Vor 1990 der Inbegriff des Ostens: Die Werbung für "Plaste und Elaste aus Schkopau" auf der Transitstrecke zwischen Hof und Berlin. © Foto: Matthes/Imago

Dieses Buch könnte übergangen werden, stünde es nicht auf Platz zwei einer angesehenen Sachbuch-Bestsellerliste. Dirk Oschmanns "Der Osten: eine westdeutsche Erfindung" ist eine Jeremiade über das (angeblich) vom Westen verkannte Beitrittsgebiet.

Autor Dirk Oschmann: Der Westen definiert sich als Norm

Der Titel suggeriert zwar einen mentalitätsgeschichtlichen Ansatz, doch davon ist in diesem Buch nichts zu finden - trotz eines wissenschaftlichen Anstrichs mit Endnoten. Es wird gejammert, doch die Argumentation gerät nicht schlüssiger als in Petra Köppings verwandter Zeterschrift "Integriert doch erst mal uns!"
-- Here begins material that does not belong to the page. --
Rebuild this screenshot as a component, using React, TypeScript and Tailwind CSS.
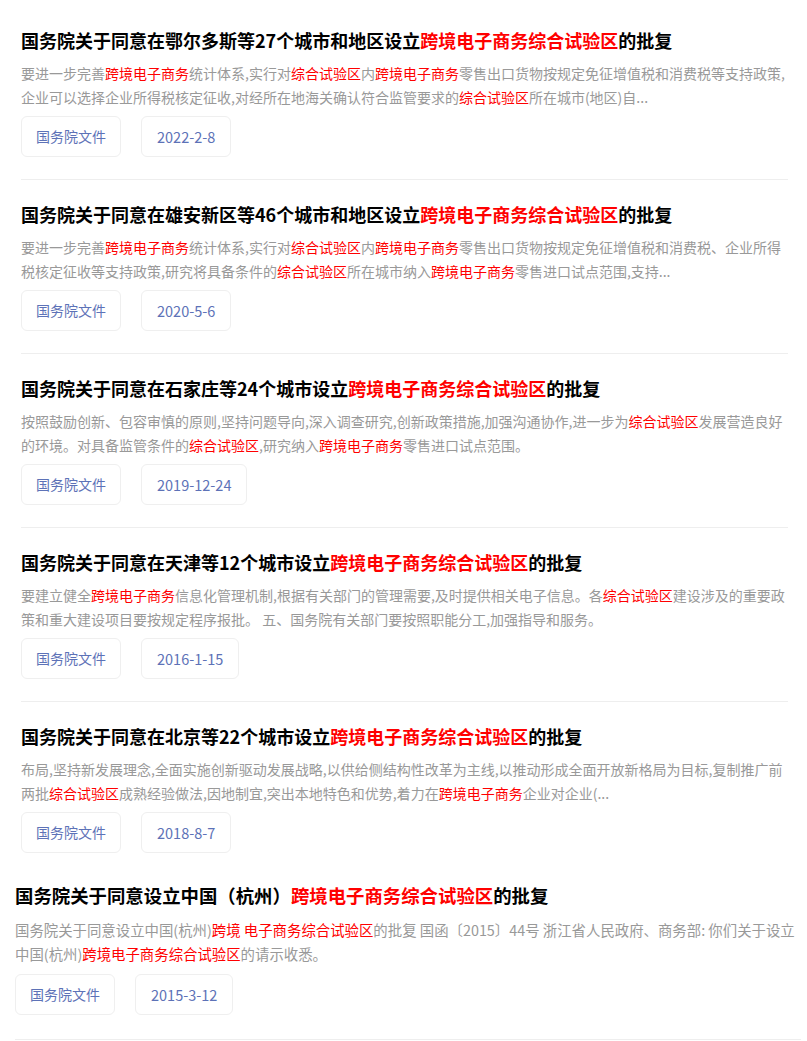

Vor 1990 der Inbegriff des Ostens: Die Werbung für "Plaste und Elaste aus Schkopau" auf der Transitstrecke zwischen Hof und Berlin.
Vor 1990 der Inbegriff des Ostens: Die Werbung für "Plaste und Elaste aus Schkopau" auf der Transitstrecke zwischen Hof und Berlin. © Foto: Matthes/Imago

Der Westen definiere sich als Norm, findet der Autor, ein in Leipzig lehrender Germanist. "Der Westen", das sind Medien, Politiker, Wirtschaftsvertreter und Wissenschaftler. Sie schreiben - von echter Ortskenntnis ungetrübt - dem Osten einen Hang zum Populismus, mangelndes Demokratieverständnis, den Hang zu Verschwörungsmythen und Armut zu.

Gibt es keine zweistelligen Wahlergebnisse für Rechtsextremisten im Osten?

Schon bei dieser Behauptung reibt man sich die Augen. Gibt es zweistellige Wahlergebnisse für Rechtsextremisten in Sachsen, Thüringen und den anderen einschlägigen Bundesländern gar nicht? Oschmann führt triumphierend ins Feld, dass Björn Höcke aus dem westfälischen Lünen stammt und in Hessen als Gymnasiallehrer arbeitete.

Warum man in Thüringen und Co. solchen Leuten nachläuft, bleibt allerdings unerklärt. Ein Literaturwissenschaftler muss kein Soziologe sein. Aber warum schreibt er dann 200 Seiten über ein Thema, zu dem ihn allenfalls etwas Lebenserfahrung qualifiziert?

Dirk Oschmann idyllisiert die DDR

Nazis sind für Oschmann generell ein Westimport. Auf mehr als einer Seite wirft er der Bundesrepublik eine unbewältigte Vergangenheit vor, ohne die diesbezüglichen Verhältnisse in der angeblich so antifaschistischen DDR auch nur zu streifen.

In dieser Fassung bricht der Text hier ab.